In a sense, the Indian economy finds itself at a crossroads. There is a slowdown and the economy's constituents.
are feeling greater discomfort. The global upheavals are having a trickle-down effect. Demand is there, but it is flagging. How the economy responds to these challenges will shape the trajectory of growth and the nature of that growth—whether it is equitable, inclusive and sustainable.
For all the noise made by the UPA government, the character of this 9% growth is incredibly skewed. Neither are the rewards being broad-based nor are they gushing down to the people who need it the most. This was a common refrain among the people we spoke to.
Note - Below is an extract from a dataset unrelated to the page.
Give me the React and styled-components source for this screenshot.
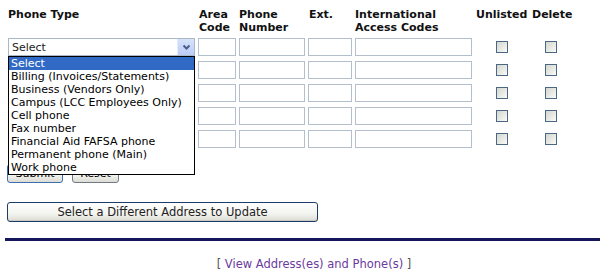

Many of them—from the landless unemployed who are getting short-changed under the NREGS to exporters facing the brunt of an appreciating rupee—expressed dismay at the general apathy towards their plight.
In order to ensure that India’s growth story remains sustainable, policy, industry and society need to ensure four things: move the excess people out of agriculture by providing them alternate employment; create world-class infrastructure; improve public services such as rural healthcare, drinking water and sanitation; improve the quality of governance. Otherwise, the disparity between the urban rich and rural poor will continue to grow, resulting in huge social tensions. And that is something the country can ill-afford.